Importance is an integer where the lower the number the
more important the item is. (Each child CD gets "1" added to
its importance number when constructing the tree (from the
RST layer above), so that items
higher in the tree are always more important.)
Name | Children | Description |
---|---|---|
Title | text item | importance 1 |
style name/indication | ||
content | importance 2 | |
A media item, or any one of the following CD's: Title, Label, List. | ||
ordering | text item before content | |
Label | Content | importance 1 |
Could be any of the following CD's: media item, others? | ||
Text item | importance 2 | |
style name/indication | ||
ordering | content before label | |
List | list of children | importance 1 |
All children have to be of the same type, whether
media item or CD (this seems to be sensible).
Permitted CD's are: Title, Label. NOTE: not a List. You lose the "titles" of the list items then. |
||
ordering | Unordered unless explicitly specified. Child 1 through child N is an obvious ordering. |
I suspect that it is not coincidence that these three basic CD's correspond to Nuclear-Satellite combinations. Namely, N-S is Title/content, S-N is content/Label and N-N is List. What is missing is a list-type collection of non-similar siblings, e.g. {text item, image item, Title CD, Title CD, text item}. Either these don't normally occur in "good" communication, or I should have 2 CD's: an all-children-are-the-same CD (List) and a miscellaneous-anything-goes CD.
Note - Misc. CD to be added. What I have done is removed the possibility of having two satellites of a nucleus without stating what the relationship is between the two (or more) satellites, so I'm forcing an extra level of structure, even though it might seem unnecessary, we need it for knowing the relative importance and ordering among the children.

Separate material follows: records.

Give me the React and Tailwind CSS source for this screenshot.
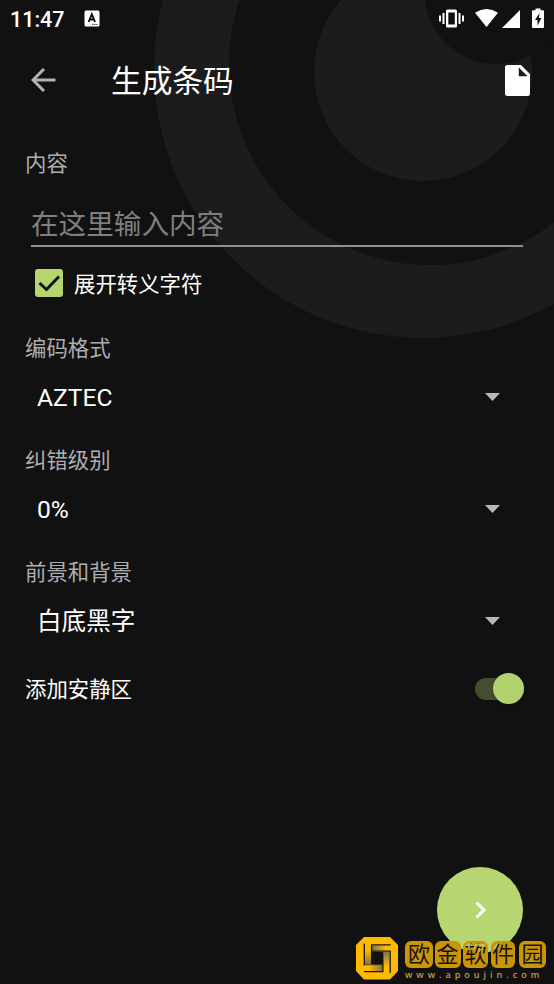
const SectionLabel = ({ children }) => (
  <p className="h-8 pl-[25px] pt-px text-[21.4px] leading-8 text-[#aeaeae]">{children}</p>
);

const Select = ({ value }) => (
  <button className="mt-[9px] flex h-12 w-full items-center justify-between pl-[37px] pr-[54px] text-left text-[24.6px] leading-none text-white">
    <span className="pt-[3px]">{value}</span>
    <svg width="15" height="8" viewBox="0 0 15 8">
      <path d="M0 0h15L7.5 8z" fill="#b8b8b8" />
    </svg>
  </button>
);

const Backdrop = () => (
  <svg
    className="absolute left-0 top-0"
    width="554"
    height="340"
    viewBox="0 0 554 340"
  >
    <circle cx="423" cy="69" r="269" fill="#1c1c1c" />
    <circle cx="430" cy="64" r="201" fill="#111111" />
    <circle cx="423" cy="72" r="109" fill="#1c1c1c" />
    <circle cx="496" cy="-7.5" r="71.5" fill="#111111" />
  </svg>
);

const StatusBar = () => (
  <div className="flex h-[37px] items-center pl-[10px]">
    <span className="w-[74px] pt-0.5 text-[21.5px] font-medium leading-none text-white">11:47</span>
    <svg width="16" height="17" viewBox="0 0 16 17">
      <rect x="0.5" y="0.5" width="15" height="16" rx="1.5" fill="#fff" />
      <path d="M4.6 12 7.8 4.2 11 12M5.8 9.5h4" fill="none" stroke="#111" strokeWidth="1.9" />
      <path d="M8 14.4h6" stroke="#111" strokeWidth="0.8" strokeDasharray="1.5 .6" />
    </svg>
    <svg className="ml-auto" width="115" height="22" viewBox="0 0 115 22" fill="#fff">
      <path
        fillRule="evenodd"
        d="M8.500 1.500h8a1.500 1.500 0 0 1 1.500 1.500v15a1.500 1.500 0 0 1-1.500 1.500h-8A1.500 1.500 0 0 1 7 18V3a1.500 1.500 0 0 1 1.500-1.500zM9.300 4.500v12h6.500v-12z"
      />
      <path d="M3.500 5h2v11h-2zM0 7.500h2v6H0zM19.500 5h2v11h-2zM23 7.500h2v6h-2z" />
      <path d="M36 4.800Q47.500-2.600 59 4.800L47.500 19z" />
      <path d="M81 2V20H63z" />
      <path
        fillRule="evenodd"
        d="M96.500 .5h5v1.800h2.500a1 1 0 0 1 1 1v15.700a1 1 0 0 1-1 1H94a1 1 0 0 1-1-1V3.300a1 1 0 0 1 1-1h2.500zM100.500 5l-4.500 7h2.500v5.500l4-7.500H100z"
      />
    </svg>
  </div>
);

const SEALS = [
  { char: "欧", className: "w-[28px]" },
  { char: "金", className: "ml-[1.5px] w-[26px]" },
  { char: "软", className: "ml-[2.5px] w-[25px]" },
  { char: "件", className: "ml-[3px] w-[24px]" },
  { char: "园", className: "ml-[4px] w-[27px]" },
];

// one half of the knot; the other half is the same shape turned by 180°
const KnotHalf = () => (
  <>
    <path d="M16 8.500h18v5.700H16z" fill="url(#foldH)" />
    <path d="M9 8.500h6v19H9z" fill="url(#foldV)" />
    <path d="M8.300 6.500v21.700h18.500M15.600 27V7.800h19" fill="none" stroke="#1a160c" strokeWidth="1.300" />
  </>
);

const Watermark = () => (
  <div className="absolute left-[356px] top-[937px] flex">
    <svg width="43" height="43" viewBox="0 0 43 43">
      <defs>
        <linearGradient id="foldH">
          <stop offset="0" stopColor="#7d7250" />
          <stop offset="0.75" stopColor="#ffba00" />
        </linearGradient>
        <linearGradient id="foldV" x1="0" y1="0" x2="0" y2="1">
          <stop offset="0.25" stopColor="#ffba00" />
          <stop offset="1" stopColor="#7d7250" />
        </linearGradient>
      </defs>
      <path d="M8 0h26l8 8v26l-8 8.500H8L0 34V8z" fill="#ffba00" />
      <path d="M15.500 14.800h11.500v12.800H15.500z" fill="#111" />
      <KnotHalf />
      <g transform="rotate(180 21.250 21.200)">
        <KnotHalf />
      </g>
    </svg>
    <div className="pl-[6px] pt-1">
      <div className="relative flex">
        {SEALS.map(({ char, className }) => (
          <span
            key={char}
            className={`flex h-[27px] items-center justify-center rounded-[6px] bg-[#cb9605] text-[22px] leading-none text-[#16130a] ${className}`}
          >
            {char}
          </span>
        ))}
        <svg
          className="absolute left-[56px] top-0"
          width="44"
          height="14"
          viewBox="0 0 44 14"
          fill="none"
          stroke="#b7c873"
          strokeWidth="1.5"
        >
          <path d="M5 4h6M8 2v7M15 3l-2 5M15 4h8l-2 4M18 7v4M36 3l-3 5" />
        </svg>
      </div>
      <p className="w-0 whitespace-nowrap font-['Open_Sans'] text-[9px] font-semibold leading-[13px] tracking-[4px] text-[#d09a3c]">
        www.apoujin.com
      </p>
    </div>
  </div>
);

const App = () => {
  return (
    <div className="relative h-[984px] w-[554px] overflow-hidden bg-[#111111] font-[Roboto,'Noto_Sans_CJK_SC',sans-serif]">
      <Backdrop />
      <div className="relative">
        <StatusBar />
        <header className="flex h-[86px] items-center pl-[31px] pr-6">
          <svg width="25" height="24" viewBox="0 0 25 24" fill="none" stroke="#b3b3b3" strokeWidth="3">
            <path d="M24.500 12H2.500M13 1 2 12l11 11" />
          </svg>
          <h1 className="ml-[55px] pt-[4px] text-[30.700px] leading-none text-white">生成条码</h1>
          <svg className="ml-auto" width="25" height="31" viewBox="0 0 25 31">
            <path
              fillRule="evenodd"
              d="M2.500 0h13.500L25 9v19.500a2.500 2.500 0 0 1-2.500 2.500h-20A2.500 2.500 0 0 1 0 28.500v-26A2.500 2.500 0 0 1 2.500 0zM13.800 2.500v8.700h8.700z"
              fill="#fff"
            />
          </svg>
        </header>

        <main className="pt-6">
          <SectionLabel>内容</SectionLabel>
          <div className="ml-[31px] mt-[19px] h-[49px] w-[492px] border-b-2 border-[#8f8f8f]">
            <input
              className="block h-[52px] w-full bg-transparent text-[27.600px] text-white outline-none placeholder:text-[#7f7f7f]"
              placeholder="在这里输入内容"
            />
          </div>
          <label className="flex h-[72px] items-center pl-[35px]">
            <svg width="28" height="28" viewBox="0 0 28 28">
              <rect width="28" height="28" rx="3" fill="#b5d56f" />
              <path d="m4.500 14 7 6.500L24 7.500" fill="none" stroke="#111" strokeWidth="3" />
            </svg>
            <span className="ml-[11px] pt-[4px] text-[21.400px] text-white">展开转义字符</span>
          </label>

          <div className="mt-[13px] h-[112px]">
            <SectionLabel>编码格式</SectionLabel>
            <Select value="AZTEC" />
          </div>
          <div className="h-[112px]">
            <SectionLabel>纠错级别</SectionLabel>
            <Select value="0%" />
          </div>
          <div className="h-[112px]">
            <SectionLabel>前景和背景</SectionLabel>
            <Select value="白底黑字" />
          </div>

          <div className="mt-[4.500px] flex h-8 items-center justify-between pl-[25px] pr-[30px]">
            <span className="pt-[3px] text-[21.400px] text-white">添加安静区</span>
            <div className="flex h-[22px] w-[49px] items-center justify-end rounded-full bg-[#444e2e]">
              <span className="h-[31px] w-[31px] shrink-0 rounded-full bg-[#b2d270] shadow" />
            </div>
          </div>
        </main>
      </div>

      <button className="absolute left-[437px] top-[867px] flex h-[86px] w-[86px] items-center justify-center rounded-full bg-[#b7d672]">
        <svg className="ml-0.5" width="12" height="18" viewBox="0 0 12 18" fill="none" stroke="#fff" strokeWidth="3">
          <path d="m1.500 1.500 7.500 7.500-7.500 7.500" />
        </svg>
      </button>
      <Watermark />
    </div>
  );
};

export default App;
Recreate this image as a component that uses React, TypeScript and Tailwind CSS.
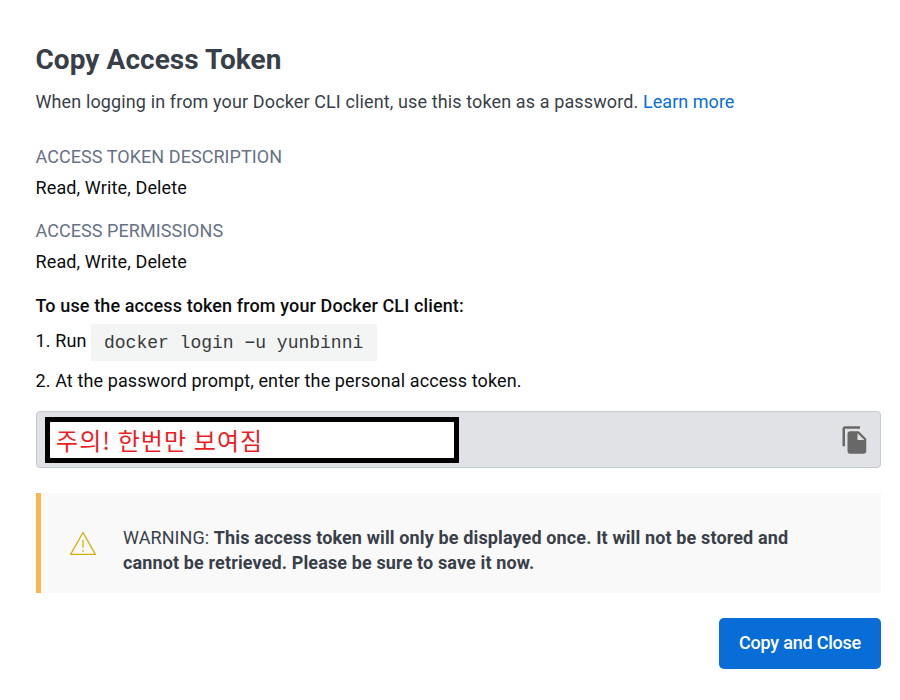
import React from "react";

export default function App() {
  return (
    <main className="h-[700px] w-[900px] overflow-hidden bg-white pl-9 pr-[19px] pt-[40px] font-[Roboto,sans-serif] text-[18px] leading-[26px] text-[#0c0d0e]">
      <h1 className="-ml-[0.5px] h-[40px] text-[28px] font-bold leading-[40px] tracking-[0.05px] text-[#393f49]">Copy Access Token</h1>
      <p className="-ml-[0.5px] mt-[9px] text-[#393f49]">
        <span className="tracking-[0.12px]">When logging in from your Docker CLI client, use this token as a password. </span>
        <a className="tracking-[0.04px] text-[#086dd7]">Learn more</a>
      </p>
      <section className="-ml-[0.5px] mt-[29px]">
        <h2 className="tracking-[0.06px] text-[#677285]">ACCESS TOKEN DESCRIPTION</h2>
        <p className="mt-[5px] tracking-[0.13px]">Read, Write, Delete</p>
      </section>
      <section className="-ml-[0.5px] mt-[17px]">
        <h2 className="tracking-[0.06px] text-[#677285]">ACCESS PERMISSIONS</h2>
        <p className="mt-[5px] tracking-[0.13px]">Read, Write, Delete</p>
      </section>
      <p className="-ml-[0.5px] mt-[18px] font-medium tracking-[0.12px]">To use the access token from your Docker CLI client:</p>
      <div className="-ml-[0.5px] mt-[5px] flex h-[37px] items-center">
        <span className="w-[55.5px] pb-[3px] tracking-[0.12px]">1. Run</span>
        <code className="flex h-[37px] w-[286px] items-center bg-[#f3f4f4] pl-[13px] font-['Liberation_Mono',monospace] text-[18px] text-[#3a3b3c]">docker login −u yunbinni</code>
      </div>
      <p className="-ml-[0.5px] mt-[7px] tracking-[0.11px]">2. At the password prompt, enter the personal access token.</p>
      <div className="mt-[17px] flex h-[57px] w-[845px] items-center rounded border border-[#c4c8d1] bg-[#e1e2e6] pl-2 pr-[10px]">
        <div className="flex h-[46px] w-[414px] items-center border-[5px] border-black bg-white pl-[6px] font-['Noto_Sans_CJK_KR',sans-serif] text-[24px] tracking-[1.1px] text-[#ed1c24]">주의! 한번만 보여짐</div>
        <svg className="ml-auto h-[30px] w-[30px]" viewBox="0 0 24 24" fill="#686868">
          <path d="M16 1H4c-1.1 0-2 .9-2 2v14h2V3h12V1zm-1 4 6 6v10c0 1.1-.9 2-2 2H7.99C6.89 23 6 22.1 6 21V7c0-1.1.89-2 1.99-2h7zm-1 7h5.5L14 6.5V12z" />
        </svg>
      </div>
      <div className="mt-[25px] flex h-[100px] w-[845px] items-center border-l-[5px] border-[#fbb552] bg-[#f9f9f9] pl-[29px]">
        <svg className="h-[26px] w-[27px] shrink-0" viewBox="0 0 27 26" fill="none" stroke="#d4b106" strokeWidth="1.3" strokeLinejoin="round">
          <path d="M13 2.5.6 24.4h24.8zM13 10v7.5M13 20v1.8" />
        </svg>
        <p className="ml-[26px] pt-[14px] leading-[25px] text-[#393f49]"><span className="tracking-[0.08px]">WARNING: </span><strong className="tracking-[0.13px]">This access token will only be displayed once. It will not be stored and<br />cannot be retrieved. Please be sure to save it now.</strong></p>
      </div>
      <button className="ml-auto mt-[25px] flex h-[51px] w-[162px] items-center justify-center rounded-[5px] bg-[#086dd7] pb-[2px] font-medium tracking-[-0.22px] text-white">Copy and Close</button>
    </main>
  );
}
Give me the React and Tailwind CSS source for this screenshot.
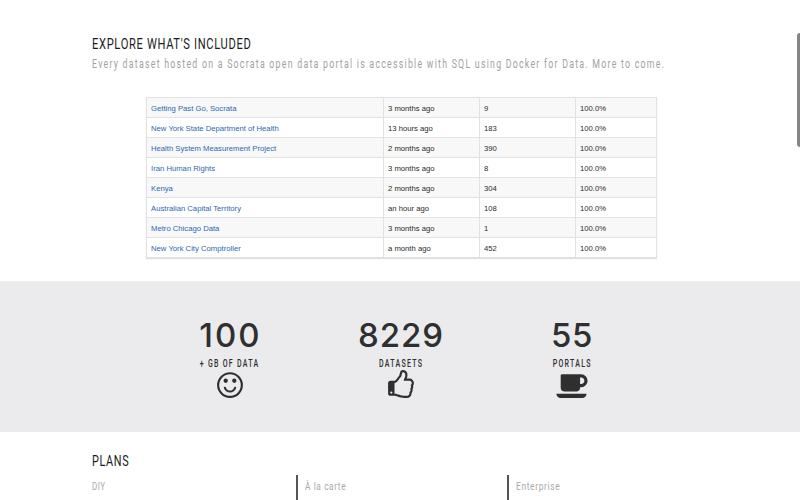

But then again, why bother with individual CDs? Why not use a single description, with importance and ordering values for the children. _If_ there is only a subset of combinations possible, then named CDs is a better idea.
A menu is a Title plus a List. The CD tree for a nested menu is thus:
Title [text item1] List Title [text item2] List [icon1] [icon2] Title [text item3] List [icon3] [icon4] [icon5] Title [text item4] List [icon6] [icon7] [icon8] [icon9]
So depending on the various circumstances, either the user sees this (we have reached the HFOs now), if there is enough screen space:
[text item1] [text item2] [icon1] [icon2] [text item3] [icon3] [icon4] [icon5] [text item4] [icon6] [icon7] [icon8] [icon9]
Or this if there is only room for the first level.
[text item1] [text item2] [text item3] [text item4]
Or this if some form of horizontal layout is used.
[text item1]: [text item2] [text item3] [text item4] [icon1] [icon2]
Title [text itemA - Rembrandt van Rijn] Misc (ordering text item before List; omit music if necessary (hmm, I obviously need an importance factor here)) [text item - descriptive text] [music item - classical music extract] List (ordered by feature from database - date) Label [image item1] [text item1] Label [image item2] [text item2] ... Label [image itemn] [text itemn]
We should be able to generate tables from the underlying CD's. Is relative importance enough, would we need specialist table HFOs, and does alignment need to be explicitly specified somewhere, or should it just "come out in the wash" in the ways of visualizing grouping? (The CD->HFO processing.)